More News
• No, this is not a piece from The Onion .. it’s real, as reported by Politico: “Transportation Secretary Sean Duffy will announce expedited plans this week to build a nuclear reactor on the moon, the first major action by the former Fox News host as the interim NASA administrator. NASA has discussed building a reactor on the lunar surface, but this would set a more definitive timeline—according to documents obtained by POLITICO—and come just as the agency faces a massive budget cut. The move also underscores how Duffy, who faced pushback from lawmakers about handling two jobs, wants to play a role in NASA policymaking. … The reactor directive orders the agency to solicit industry proposals for a 100 kilowatt nuclear reactor to launch by 2030, a key consideration for astronauts’ return to the lunar surface. NASA previously funded research into a 40 kilowatt reactor for use on the moon, with plans to have a reactor ready for launch by the early 2030s.”
• The Corporation for Public Broadcasting announced on Friday that it would be closing. NBC News examines what, exactly, that will mean. A tidbit: “Roughly 70% of the corporation’s money went directly to 330 PBS and 246 NPR stations across the country. The cuts are expected to weigh most heavily on smaller public media outlets away from big cities, and it’s likely some won’t survive. NPR’s president estimated as many as 80 NPR stations may close in the next year. … Maine’s public media system is looking at a hit of $2.5 million, or about 12% of its budget, for the next fiscal year. The state’s rural residents rely heavily on public media for weather updates and disaster alerts. In Kodiak, Alaska, KMXT estimated the cuts would slice 22% from its budget. Public radio stations in the sprawling, heavily rural state often provide not just news but alerts about natural disasters like tsunamis, landslides and volcanic eruptions.”
• The feds are ramping up efforts to get voter and election information from the states. Given what’s going on in Texas, and the president’s penchant for election conspiracy theories, this is concerning. The Associated Press reports: “Over the past three months, the department’s voting section has requested copies of voter registration lists from state election administrators in at least 15 states, according to an Associated Press tally. Of those, nine are Democrats, five are Republicans and one is a bipartisan commission. In Colorado, the department demanded ‘all records’ relating to the 2024 election and any records the state retained from the 2020 election. Department lawyers have contacted officials in at least seven states to propose a meeting about forging an information-sharing agreement related to instances of voting or election fraud. The idea, they say in the emails, is for states to help the department enforce the law. The unusually expansive outreach has raised alarm among some election officials because states have the constitutional authority to run elections and federal law protects the sharing of individual data with the government.”

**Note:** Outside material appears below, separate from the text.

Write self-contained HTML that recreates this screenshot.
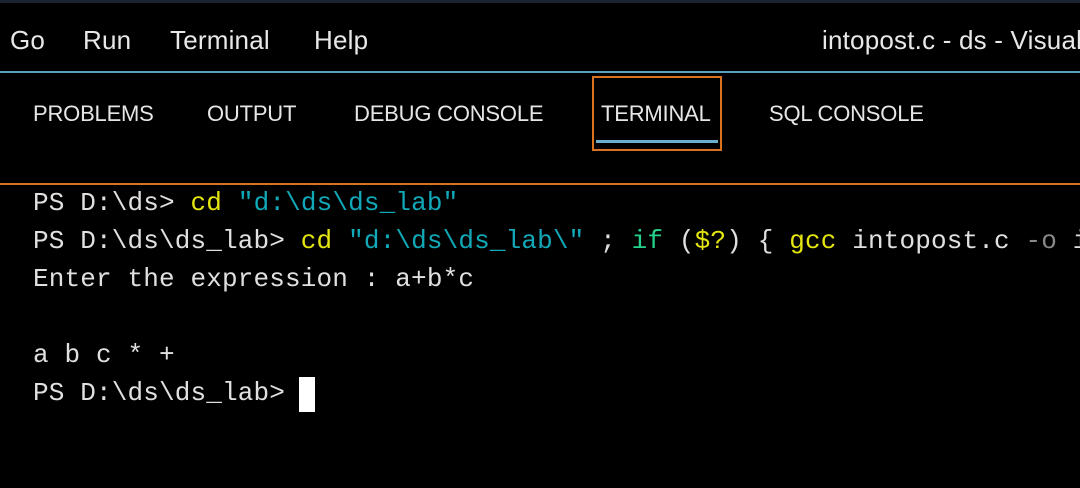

• Some good government news, just for a change: Our partners at Calmatters report on the state’s efforts to stop companies from using artificial intelligence to, well, screw you over: “It’s late at night, and you badly need a ride. Your cellphone’s battery is dangerously low. Should a ridehailing company such as Uber or Lyft be able to charge you more because its artificial intelligence programming thinks you’re desperate since it knows your phone is about to die? Not if Hayward Democratic Sen. Aisha Wahab has her way. Her Senate Bill 259 would prevent retailers from using artificial intelligence to jack up prices using the information stored on customers’ phones. That could include the phone’s battery life, whether it’s an older model, what apps are installed, what time of day it is, where its user is located and where they live. ‘Our devices are being weaponized against us in order for large corporations to increase profits, and it has to stop,’ Wahab told the Assembly Judiciary Committee last month. Wahab’s bill to limit surveillance pricing that’s coasting through the Legislature is the latest example of California lawmakers trying to reign in the explosion of AI technology this year.”
• Today’s recall news involves … frozen berries! CBS News says: “Doehler Dry Ingredient Solutions, LLC is recalling boxes of Member’s Mark freeze dried fruit due to potential listeria contamination, which can lead to serious illness. In an alert Friday, the U.S. Food and Drug Administration said the company discovered the problem affecting some 15-count boxes of ‘Member’s Mark Freeze Dried Fruit Variety Pack’ after internal product testing. So far, no illnesses have been reported. … The product was distributed between July 1 and July 25, 2025, and sold in Sam’s Club retail stores in 42 states (including California).”
• And … Kias! Fox Business says: “Kia America issued two recall notices within a week for more than 300,000 vehicles over loose parts near the doors and windows that can fall off and pose a potential hazard to other drivers. The recalls affect 201,149 Telluride models from 2023 to 2025 over faulty door belt moldings and 100,063 K5 models from 2023 to 2025 over window trim detachment issues, according to two separate July 28 notices from the National Highway Traffic Safety Administration (NHTSA). Detached trim pieces can create ‘a road hazard for other vehicles, increasing the risk of a crash,’ NHTSA said in both notices. The recalled Telluride models may experience loosening and eventual detachment of its door belt molding trims—the long, narrow strip located along the top edge of the vehicle’s door where the glass window meets the metal frame of the door, according to NHTSA.”
• And finally … as a Los Angeles Dodgers fan, the thought of Rupert Murdoch having his hand in California-based enterprises makes me queasy. So this news has my stomach feeling unsettled. The New York Times says: “The New York Post said on Monday that it would introduce a new version next year called The California Post, aiming to muscle in to an ailing local news ecosystem on the West Coast. The California Post will have headquarters in Los Angeles and replicate The New York Post’s style of bombastic reporting, sports coverage and celebrity gossip from a California perspective, the company said. The newspaper will have its own staff of reporters, editors and photographers, though it will also share some resources with The New York Post. It will publish online and will print a daily edition starting in early 2026. … The Post’s move into new territory comes at a time when California’s media landscape has hollowed out. Many local newspapers have shuttered, as they have across the country. The Los Angeles Times, the state’s biggest daily newspaper, is losing tens of millions of dollars a year and has suffered controversy and a loss of subscriptions over its owner’s decision to block an editorial endorsement of last year’s Democratic nominee for president, Kamala Harris. It cut its newsroom by more than 20 percent early last year, with further rounds of layoffs and buyouts this year.”